A subscription based or software-as-a-service model will give the government the flexibility, predictability and should eliminate costly spikes, she added.

“We aren’t buying the license any more. Hopefully we will be partnering with industry to buy what we actually use—more of a utility,” Angerman said. “The current model we are going to hit a brick wall very soon. If we shift to the future visions, and we put the burden of defining what is common on the government, then we have sorts of opportunities for delivering on that.”

That definition of what’s common is a second key piece of the vision.

The USSM is working through its governance structure to come to a common agreement across the financial or human resources or other back-office administrative functions sector on business processes, capabilities and data.

“We will never really achieve economies of scale if we don’t agree on what we are commonly buying. We have to turn into a utility and we haven’t done that yet,” Angerman said. “Having a shared service provider that has to accommodate everyone’s needs isn’t going to add the benefits we are currently looking for.”
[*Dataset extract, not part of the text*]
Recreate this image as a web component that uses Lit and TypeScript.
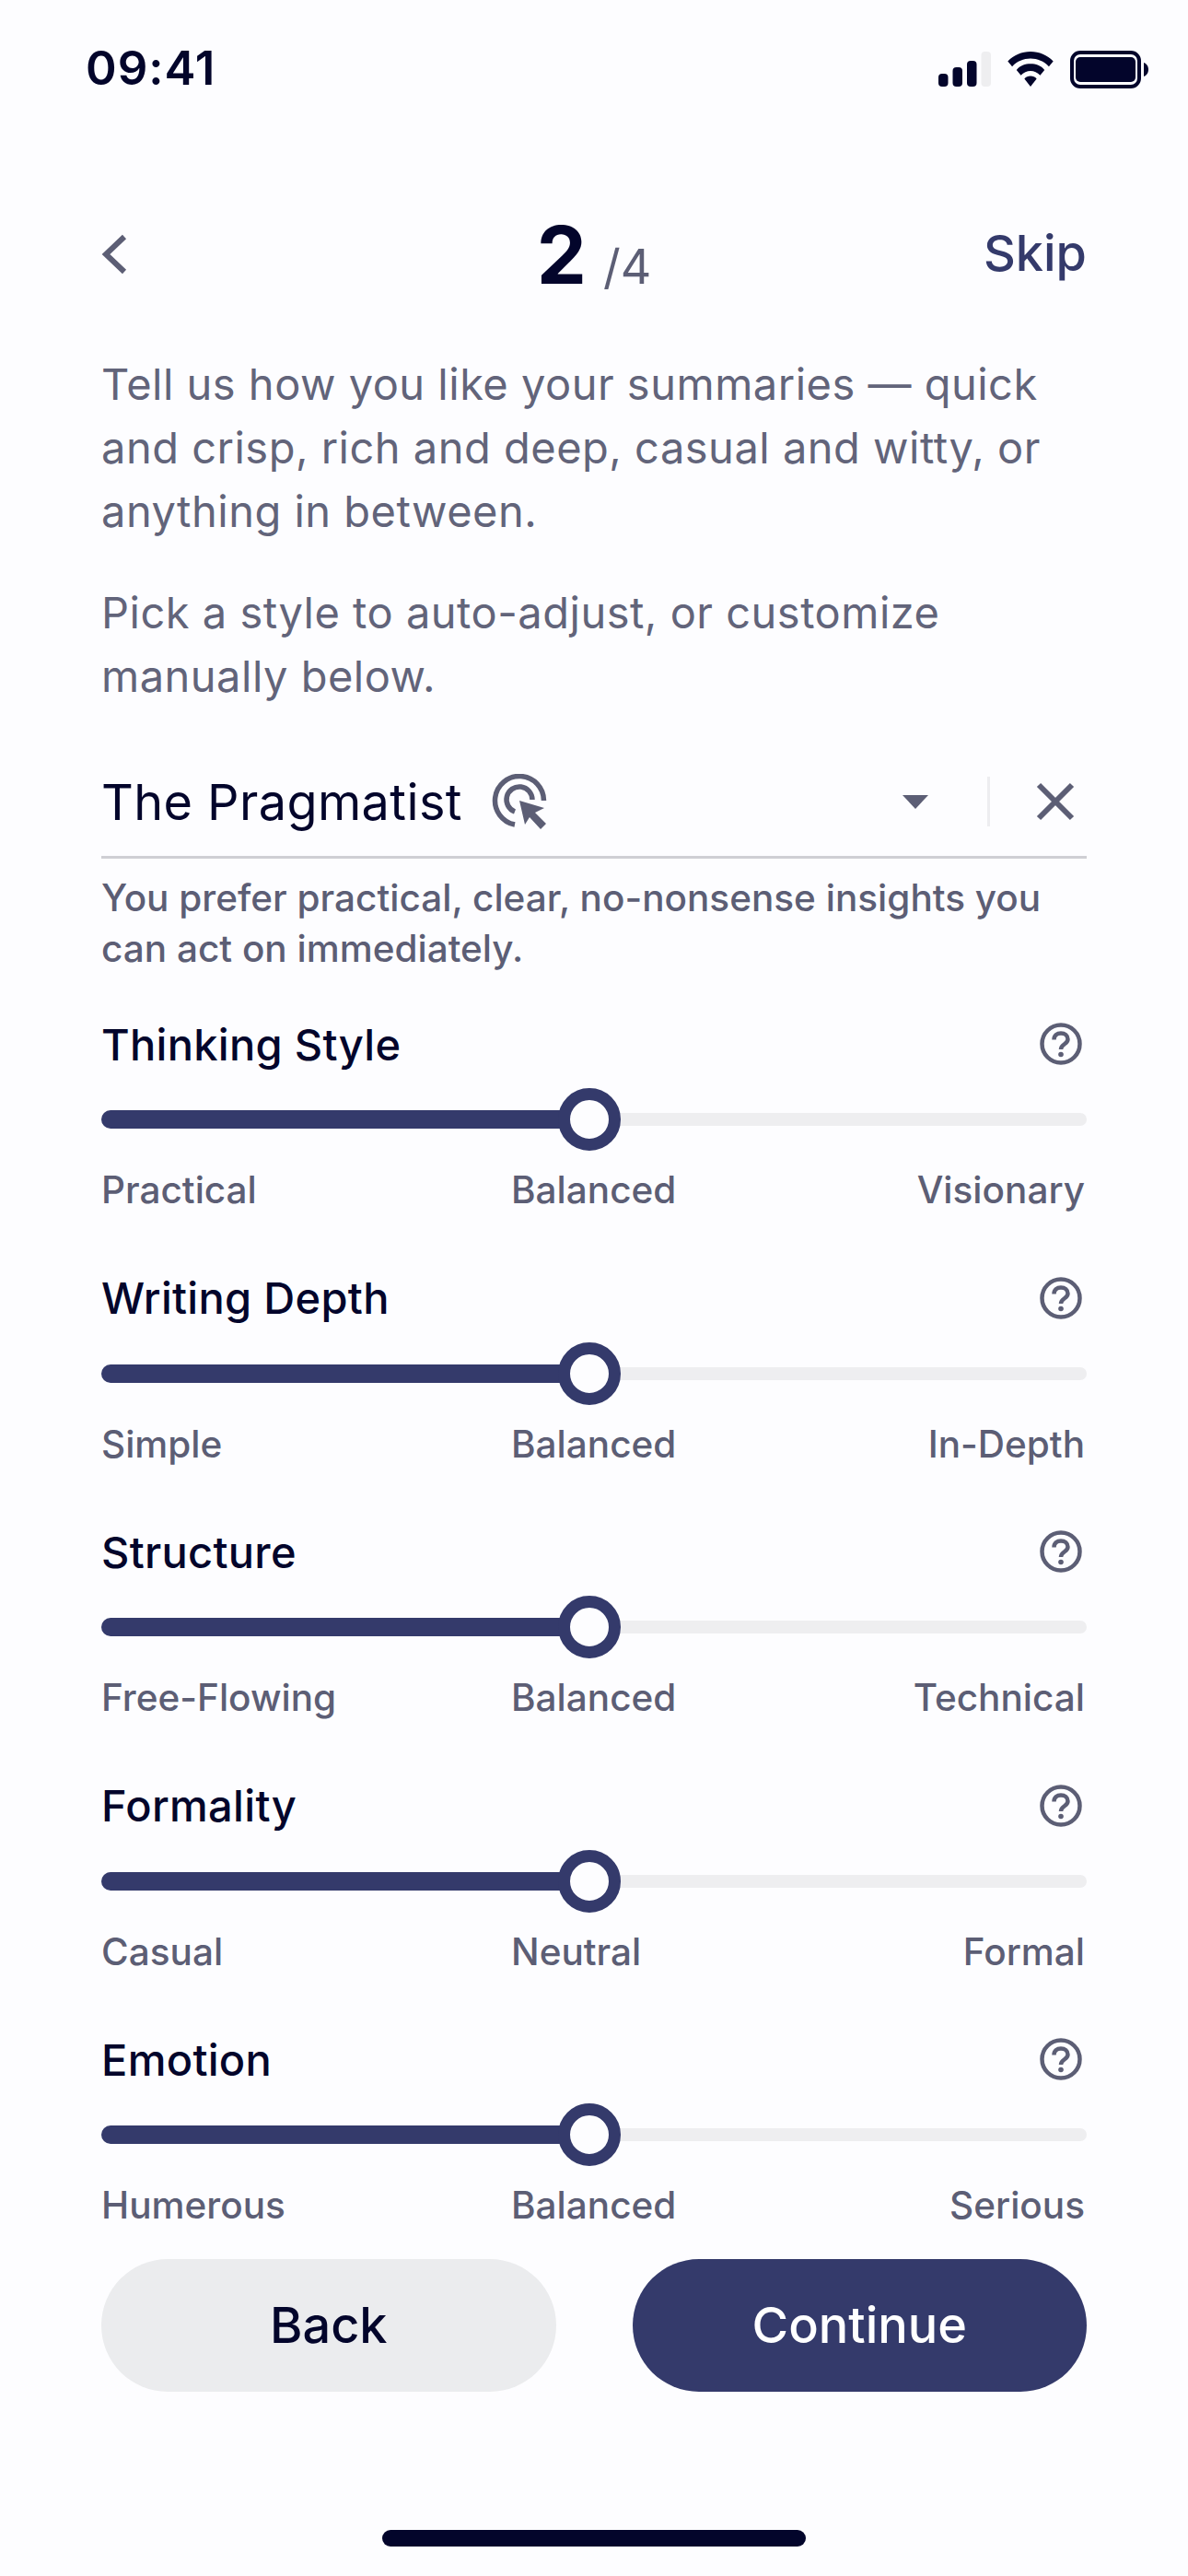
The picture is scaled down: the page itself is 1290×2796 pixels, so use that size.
import { LitElement, html, css, svg } from 'lit';
import { customElement } from 'lit/decorators.js';

interface Trait {
  title: string;
  low: string;
  mid: string;
  high: string;
}

const TRAITS: Trait[] = [
  { title: 'Thinking Style', low: 'Practical', mid: 'Balanced', high: 'Visionary' },
  { title: 'Writing Depth', low: 'Simple', mid: 'Balanced', high: 'In-Depth' },
  { title: 'Structure', low: 'Free-Flowing', mid: 'Balanced', high: 'Technical' },
  { title: 'Formality', low: 'Casual', mid: 'Neutral', high: 'Formal' },
  { title: 'Emotion', low: 'Humerous', mid: 'Balanced', high: 'Serious' },
];

const SLIDER_POS = 530;

const helpIcon = svg`
  <circle cx="23" cy="23" r="20.500" fill="none" stroke="#5c5e75" stroke-width="4.500"/>
  <path d="M15.500 18.500c0-4.500 3.300-7 7.500-7s7.500 2.600 7.500 6.500c0 5.500-7.500 5-7.500 11" fill="none" stroke="#5c5e75" stroke-width="4.500"/>
  <circle cx="23" cy="34.500" r="2.800" fill="#5c5e75"/>`;

@customElement('app-root')
export class AppRoot extends LitElement {
  static styles = css`
    :host {
      display: block;
      width: 1290px;
      height: 2796px;
      background: #fdfdff;
      color: #03052b;
      font-family: Inter, 'Noto Sans', sans-serif;
      overflow: hidden;
    }
    .status {
      height: 150px;
      padding: 0 43px 0 93px;
      display: flex;
      justify-content: space-between;
      align-items: center;
      box-sizing: border-box;
    }
    .time {
      margin-top: -3px;
      font-size: 51px;
      font-weight: 600;
      letter-spacing: 1px;
    }
    .status-icons {
      display: flex;
      align-items: center;
      gap: 17px;
    }
    .page {
      padding: 0 110px;
    }
    .nav {
      height: 100px;
      margin-top: 75px;
      display: grid;
      grid-template-columns: 1fr auto 1fr;
      align-items: center;
    }
    .nav svg {
      margin-top: -2px;
    }
    .step {
      display: flex;
      align-items: baseline;
      gap: 18px;
      font-size: 86px;
      font-weight: 700;
    }
    .step span {
      font-size: 52px;
      font-weight: 400;
      color: #5c5e75;
    }
    .skip {
      justify-self: end;
      margin-top: -6px;
      font-size: 54px;
      font-weight: 500;
      color: #343a6b;
    }
    .intro {
      margin: 57px 0 0;
      font-size: 47px;
      line-height: 69px;
      letter-spacing: 0.5px;
      color: #62647a;
    }
    .intro + .intro {
      margin-top: 41px;
    }
    .picker {
      margin-top: 43px;
      height: 118px;
      border-bottom: 3px solid #cfcfd4;
      display: flex;
      align-items: center;
    }
    .picker-name {
      font-size: 54px;
      letter-spacing: 0.4px;
    }
    .target {
      margin-left: 32px;
    }
    .caret {
      margin-left: auto;
    }
    .sep {
      width: 3px;
      height: 54px;
      margin: 0 50px 0 64px;
      background: #ededf0;
    }
    .close {
      margin-right: 13px;
    }
    .blurb {
      margin: 15px 0 0;
      font-size: 40.500px;
      line-height: 55px;
      font-weight: 500;
      color: #5c5e75;
    }
    .traits {
      margin-top: 28px;
    }
    .trait {
      height: 275.500px;
      box-sizing: border-box;
      padding-top: 20px;
    }
    .trait-head {
      display: flex;
      justify-content: space-between;
      align-items: center;
      height: 56px;
      font-size: 47px;
      font-weight: 500;
      letter-spacing: 0.3px;
    }
    .trait-head svg {
      margin-right: 5px;
    }
    .track {
      position: relative;
      margin-top: 47px;
      height: 14px;
      border-radius: 7px;
      background: #eeeef0;
    }
    .fill {
      position: absolute;
      left: 0;
      top: -3px;
      height: 20px;
      border-radius: 10px;
      background: #343a6b;
    }
    .thumb {
      position: absolute;
      top: -27px;
      width: 68px;
      height: 68px;
      margin-left: -34px;
      box-sizing: border-box;
      border: 13px solid #343a6b;
      border-radius: 50%;
      background: #fdfdff;
    }
    .scale {
      margin-top: 44px;
      padding-right: 2px;
      display: grid;
      grid-template-columns: 445px 1fr auto;
      font-size: 40.500px;
      line-height: 52px;
      font-weight: 500;
      color: #5c5e75;
    }
    .actions {
      margin-top: -11px;
      display: grid;
      grid-template-columns: 1fr 1fr;
      gap: 83px;
    }
    .btn {
      height: 144px;
      border-radius: 72px;
      display: flex;
      align-items: center;
      justify-content: center;
      font-size: 54px;
      font-weight: 500;
    }
    .back {
      background: #ebecee;
    }
    .next {
      background: #343a6b;
      color: #fff;
    }
    .home {
      width: 460px;
      height: 18px;
      margin: 150px auto 0;
      border-radius: 9px;
      background: #03052b;
    }
  `;

  renderStatus() {
    return html`
      <div class="status">
        <div class="time">09:41</div>
        <div class="status-icons">
          <svg width="57" height="38" viewBox="0 0 57 38">
            <rect x="0" y="24" width="10.500" height="14" rx="4" fill="#03052b" />
            <rect x="15.500" y="17" width="10.500" height="21" rx="4" fill="#03052b" />
            <rect x="31" y="10" width="10.500" height="28" rx="4" fill="#03052b" />
            <rect x="46.500" y="0" width="10.500" height="38" rx="4" fill="#eeeef0" />
          </svg>
          <svg width="52" height="38" viewBox="0 0 54 40">
            <path d="M27 0C17 0 8 4 1 11l5 6C12 11 19 8 27 8s15 3 21 9l5-6C46 4 37 0 27 0z" fill="#03052b" />
            <path d="M27 14c-6 0-12 2-16 7l5 6c3-3 7-5 11-5s8 2 11 5l5-6c-4-5-10-7-16-7z" fill="#03052b" />
            <path d="M27 28c-3 0-5 1-7 3l7 9 7-9c-2-2-4-3-7-3z" fill="#03052b" />
          </svg>
          <svg width="85" height="41" viewBox="0 0 85 41">
            <rect x="2" y="2" width="73" height="37" rx="9" fill="none" stroke="#03052b" stroke-width="4" />
            <rect x="6" y="7" width="65" height="27" rx="5" fill="#03052b" />
            <path d="M80 13c3 1 5 4 5 7.500s-2 6.500-5 7.500z" fill="#03052b" />
          </svg>
        </div>
      </div>
    `;
  }

  renderPicker() {
    return html`
      <div class="picker">
        <div class="picker-name">The Pragmatist</div>
        <svg class="target" width="60" height="60" viewBox="0 0 60 60">
          <path d="M25 55A26.500 26.500 0 1 1 56.500 29" fill="none" stroke="#5c5e75" stroke-width="5.500" />
          <path d="M25 41A14 14 0 1 1 44 28" fill="none" stroke="#5c5e75" stroke-width="5.500" />
          <path d="M30 29L57 37 47 42 59 54 53 60 41 47 36 55z" fill="#5c5e75" />
        </svg>
        <svg class="caret" width="28" height="15" viewBox="0 0 28 15">
          <path d="M0 0h28L14 15z" fill="#5c5e75" />
        </svg>
        <div class="sep"></div>
        <svg class="close" width="42" height="42" viewBox="0 0 42 42">
          <path d="M3 3l36 36M39 3L3 39" fill="none" stroke="#5c5e75" stroke-width="6" />
        </svg>
      </div>
    `;
  }

  renderTrait(trait: Trait) {
    return html`
      <div class="trait">
        <div class="trait-head">
          <span>${trait.title}</span>
          <svg width="46" height="46" viewBox="0 0 46 46">${helpIcon}</svg>
        </div>
        <div class="track">
          <div class="fill" style="width: ${SLIDER_POS}px"></div>
          <div class="thumb" style="left: ${SLIDER_POS}px"></div>
        </div>
        <div class="scale">
          <span>${trait.low}</span>
          <span>${trait.mid}</span>
          <span>${trait.high}</span>
        </div>
      </div>
    `;
  }

  render() {
    return html`
      ${this.renderStatus()}
      <div class="page">
        <div class="nav">
          <svg width="28" height="44" viewBox="0 0 28 44">
            <path d="M25 3L5 22l20 19" fill="none" stroke="#5c5e75" stroke-width="6" />
          </svg>
          <div class="step">2 <span>/4</span></div>
          <div class="skip">Skip</div>
        </div>
        <p class="intro">
          Tell us how you like your summaries — quick<br />
          and crisp, rich and deep, casual and witty, or<br />
          anything in between.
        </p>
        <p class="intro">Pick a style to auto-adjust, or customize<br />manually below.</p>
        ${this.renderPicker()}
        <p class="blurb">
          You prefer practical, clear, no-nonsense insights you<br />
          can act on immediately.
        </p>
        <div class="traits">${TRAITS.map((t) => this.renderTrait(t))}</div>
        <div class="actions">
          <div class="btn back">Back</div>
          <div class="btn next">Continue</div>
        </div>
        <div class="home"></div>
      </div>
    `;
  }
}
The Human Resources Line of Business has been moving down the path toward creating common definitions for the past two years.

David Vargas, the director of the Human Resources Line of Business for the Office of Personnel Management, said his team has standardized across three major areas — time and attendance, performance management and talent development — and several others are in the works.

“It’s important for us to speak the same language. Right now we do not speak the same language,” he said. “With the understanding that no two agencies are the same and there will be differences among the agencies that we have to manage for, but those commonalities are important for us to capture and drive our technology to meet those minimum baseline standards.”

In some ways, the HR LOB already is moving toward this subscription based model. Since 2012, the Veterans Affairs Department has been working with IBM to implement a new HR system-as-a-service.

Timothy Newman, the associate deputy assistant secretary for HR Systems and Analytics in VA’s Human Resources and Administration, said VA began implementing new human resources services in 2015 and now more than 347,000 employees are using the technology.

“IBM handles all the technology investment and we provide a service agreement so it’s somewhat of a SaaS-type model but more of a service agreement model,” he said. “We provide a reoccurring set of operations and maintenance costs so we know what our price points are every year and we can leverage the modernization of technology. We can move from an antiquated system and stay on the current path moving forward from that point forward.”

Newman said VA needed to make sure it had a long-term solution where it could get off its legacy system and then expand to a multi-year technology system.

GSA recently signed a similar deal with IBM for HR systems and services.

Angerman said over the last few years, the realization by the Office of Management and Budget, the shared service providers and federal CXOs that shared services had grown too widespread and lost some of its initial focus led to the new vision.

For this reason, OMB launched USSM, developed the modernization and migration management (M3) framework and created a playbook for agencies earlier this year as the first steps toward the as-a-service model.

“There were two ‘a-ha moments’ over time. One is funding. Everyone agrees that this is the right thing to do, but there’s less recognition that you have to pay to get there and make the investment to realize the long-term benefits,” she said. “It’s really difficult, especially in times like now, we want to make the investment in mission. This model helps us think differently about how we can make those investments and partner with industry. Everyone has been saying for a long time that we need to think more strategically about how industry can introduce capital, and this gives us now an opportunity to do that.”

The second ‘a-ha’ moment came around the need to standardize business processes and data definitions.

But really the success or failure of shared services does come back to funding. The federal providers need capital to upgrade and expand their offerings, but can’t do that without help from Congress.

OMB hasn’t promoted the use of private sector providers over the last few years, but that is changing now with the new vision.

Angerman said the USSM is looking at how best to implement a subscription or as-a-service approach.

“I want to work closely with industry to figure out how this works, and what the government needs to do to make software-as-a-service be effective for the government. Change management becomes really important; new legislation and new requirements, things that impact what we do in these systems and how deliver this needs to be coordinated and the managing partners will be doing that,” she said. “That all really contributes to not only the procurement strategy, but the operating model.”